What to do
Repeat the material verbatim and drop the pictures.

# start of Material

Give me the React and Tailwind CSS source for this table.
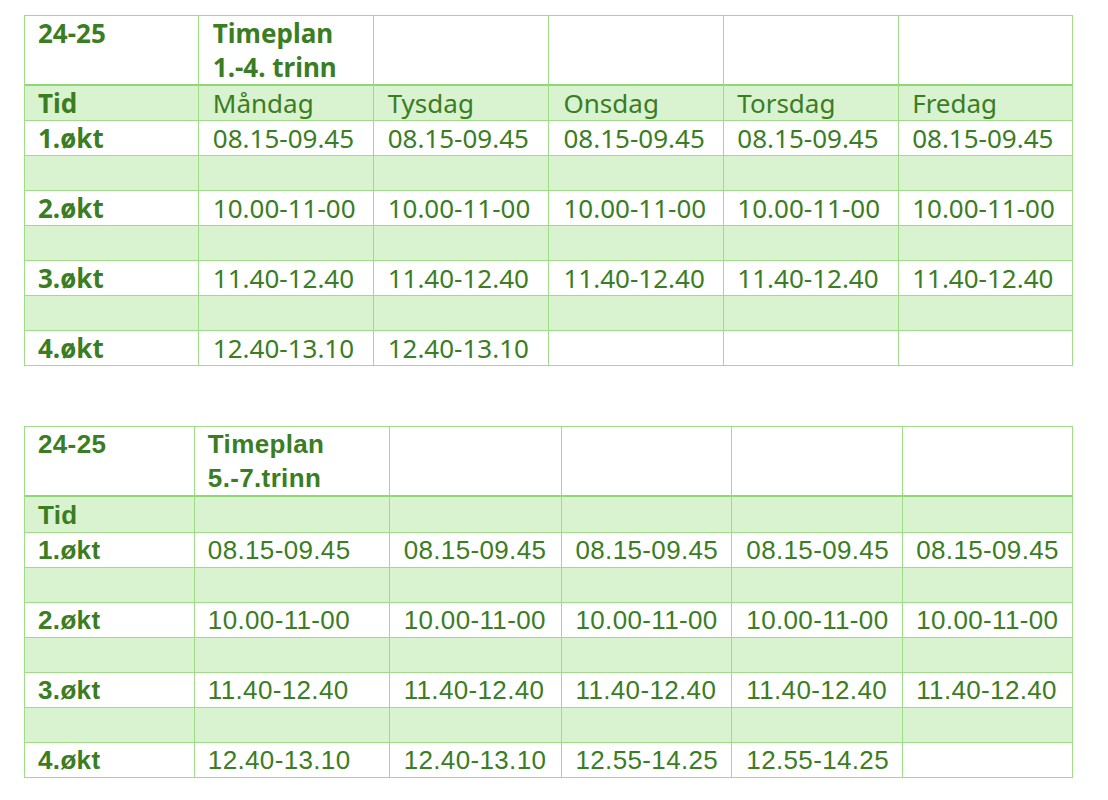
import React from "react";

const days = ["Måndag", "Tysdag", "Onsdag", "Torsdag", "Fredag"];

function Cell({ children, bold, band, h, w, pad = "pl-[14px]" }) {
  return (
    <div
      className={`flex items-center border-r border-b border-[#9fdc88] ${pad} ${band ? "bg-[#d9f2d0]" : "bg-white"} ${bold ? "font-bold" : "font-normal"} whitespace-nowrap`}
      style={{ height: h, width: w }}
    >
      {children}
    </div>
  );
}

function Table({ widths, font, header, tidRow, rows, tidH, headerH, pads, mt, track }) {
  return (
    <div
      className={`ml-[24px] w-[1049px] border-l border-t border-[#9fdc88] text-[26px] leading-[34px] text-[#3b7d23] ${mt} ${track}`}
      style={{ fontFamily: font }}
    >
      <div className="flex">
        {widths.map((w, i) => (
          <div
            key={i}
            className={`border-r border-b-2 border-r-[#9fdc88] border-b-[#8ed873] bg-white font-bold whitespace-nowrap ${pads[i]}`}
            style={{ width: w, height: headerH }}
          >
            {header[i] || null}
          </div>
        ))}
      </div>
      <div className="flex">
        {widths.map((w, i) => (
          <Cell key={i} band h={tidH} w={w} bold={i === 0} pad={pads[i]}>
            {tidRow[i]}
          </Cell>
        ))}
      </div>
      {rows.map((r, ri) => (
        <React.Fragment key={ri}>
          <div className="flex">
            {widths.map((w, i) => (
              <Cell key={i} h={35} w={w} bold={i === 0} pad={pads[i]}>
                {r[i]}
              </Cell>
            ))}
          </div>
          {ri < rows.length - 1 && (
            <div className="flex">
              {widths.map((w, i) => (
                <Cell key={i} band h={35} w={w} pad={pads[i]} />
              ))}
            </div>
          )}
        </React.Fragment>
      ))}
    </div>
  );
}

export default function App() {
  const t1rows = [
    ["1.økt", "08.15-09.45", "08.15-09.45", "08.15-09.45", "08.15-09.45", "08.15-09.45"],
    ["2.økt", "10.00-11-00", "10.00-11-00", "10.00-11-00", "10.00-11-00", "10.00-11-00"],
    ["3.økt", "11.40-12.40", "11.40-12.40", "11.40-12.40", "11.40-12.40", "11.40-12.40"],
    ["4.økt", "12.40-13.10", "12.40-13.10", "", "", ""],
  ];
  const t2rows = [
    ["1.økt", "08.15-09.45", "08.15-09.45", "08.15-09.45", "08.15-09.45", "08.15-09.45"],
    ["2.økt", "10.00-11-00", "10.00-11-00", "10.00-11-00", "10.00-11-00", "10.00-11-00"],
    ["3.økt", "11.40-12.40", "11.40-12.40", "11.40-12.40", "11.40-12.40", "11.40-12.40"],
    ["4.økt", "12.40-13.10", "12.40-13.10", "12.55-14.25", "12.55-14.25", ""],
  ];
  return (
    <div className="w-[1108px] h-[800px] bg-white overflow-hidden">
      <Table
        mt="mt-[15px]"
        track="tracking-normal"
        font={'"Noto Sans", "Open Sans", sans-serif'}
        widths={[174, 175, 176, 175, 175, 174]}
        pads={["pl-[13px]", "pl-[14px]", "pl-[14px]", "pl-[14px]", "pl-[13px]", "pl-[13px]"]}
        headerH={70}
        tidH={35}
        header={[
          "24-25",
          <>
            Timeplan
            <br />
            1.-4. trinn
          </>,
        ]}
        tidRow={["Tid", ...days]}
        rows={t1rows}
      />
      <Table
        mt="mt-[60px]"
        track="tracking-[0.35px]"
        font={'"Liberation Sans", Arial, sans-serif'}
        widths={[170, 195, 172, 171, 171, 170]}
        pads={["pl-[13px]", "pl-[13px]", "pl-[14px]", "pl-[14px]", "pl-[14px]", "pl-[13px]"]}
        headerH={70}
        tidH={36}
        header={[
          "24-25",
          <>
            Timeplan
            <br />
            5.-7.trinn
          </>,
        ]}
        tidRow={["Tid"]}
        rows={t2rows}
      />
    </div>
  );
}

# end of Material

Task solution
Give me the React and Tailwind CSS source for this table.
import React from "react";

const days = ["Måndag", "Tysdag", "Onsdag", "Torsdag", "Fredag"];

function Cell({ children, bold, band, h, w, pad = "pl-[14px]" }) {
  return (
    <div
      className={`flex items-center border-r border-b border-[#9fdc88] ${pad} ${band ? "bg-[#d9f2d0]" : "bg-white"} ${bold ? "font-bold" : "font-normal"} whitespace-nowrap`}
      style={{ height: h, width: w }}
    >
      {children}
    </div>
  );
}

function Table({ widths, font, header, tidRow, rows, tidH, headerH, pads, mt, track }) {
  return (
    <div
      className={`ml-[24px] w-[1049px] border-l border-t border-[#9fdc88] text-[26px] leading-[34px] text-[#3b7d23] ${mt} ${track}`}
      style={{ fontFamily: font }}
    >
      <div className="flex">
        {widths.map((w, i) => (
          <div
            key={i}
            className={`border-r border-b-2 border-r-[#9fdc88] border-b-[#8ed873] bg-white font-bold whitespace-nowrap ${pads[i]}`}
            style={{ width: w, height: headerH }}
          >
            {header[i] || null}
          </div>
        ))}
      </div>
      <div className="flex">
        {widths.map((w, i) => (
          <Cell key={i} band h={tidH} w={w} bold={i === 0} pad={pads[i]}>
            {tidRow[i]}
          </Cell>
        ))}
      </div>
      {rows.map((r, ri) => (
        <React.Fragment key={ri}>
          <div className="flex">
            {widths.map((w, i) => (
              <Cell key={i} h={35} w={w} bold={i === 0} pad={pads[i]}>
                {r[i]}
              </Cell>
            ))}
          </div>
          {ri < rows.length - 1 && (
            <div className="flex">
              {widths.map((w, i) => (
                <Cell key={i} band h={35} w={w} pad={pads[i]} />
              ))}
            </div>
          )}
        </React.Fragment>
      ))}
    </div>
  );
}

export default function App() {
  const t1rows = [
    ["1.økt", "08.15-09.45", "08.15-09.45", "08.15-09.45", "08.15-09.45", "08.15-09.45"],
    ["2.økt", "10.00-11-00", "10.00-11-00", "10.00-11-00", "10.00-11-00", "10.00-11-00"],
    ["3.økt", "11.40-12.40", "11.40-12.40", "11.40-12.40", "11.40-12.40", "11.40-12.40"],
    ["4.økt", "12.40-13.10", "12.40-13.10", "", "", ""],
  ];
  const t2rows = [
    ["1.økt", "08.15-09.45", "08.15-09.45", "08.15-09.45", "08.15-09.45", "08.15-09.45"],
    ["2.økt", "10.00-11-00", "10.00-11-00", "10.00-11-00", "10.00-11-00", "10.00-11-00"],
    ["3.økt", "11.40-12.40", "11.40-12.40", "11.40-12.40", "11.40-12.40", "11.40-12.40"],
    ["4.økt", "12.40-13.10", "12.40-13.10", "12.55-14.25", "12.55-14.25", ""],
  ];
  return (
    <div className="w-[1108px] h-[800px] bg-white overflow-hidden">
      <Table
        mt="mt-[15px]"
        track="tracking-normal"
        font={'"Noto Sans", "Open Sans", sans-serif'}
        widths={[174, 175, 176, 175, 175, 174]}
        pads={["pl-[13px]", "pl-[14px]", "pl-[14px]", "pl-[14px]", "pl-[13px]", "pl-[13px]"]}
        headerH={70}
        tidH={35}
        header={[
          "24-25",
          <>
            Timeplan
            <br />
            1.-4. trinn
          </>,
        ]}
        tidRow={["Tid", ...days]}
        rows={t1rows}
      />
      <Table
        mt="mt-[60px]"
        track="tracking-[0.35px]"
        font={'"Liberation Sans", Arial, sans-serif'}
        widths={[170, 195, 172, 171, 171, 170]}
        pads={["pl-[13px]", "pl-[13px]", "pl-[14px]", "pl-[14px]", "pl-[14px]", "pl-[13px]"]}
        headerH={70}
        tidH={36}
        header={[
          "24-25",
          <>
            Timeplan
            <br />
            5.-7.trinn
          </>,
        ]}
        tidRow={["Tid"]}
        rows={t2rows}
      />
    </div>
  );
}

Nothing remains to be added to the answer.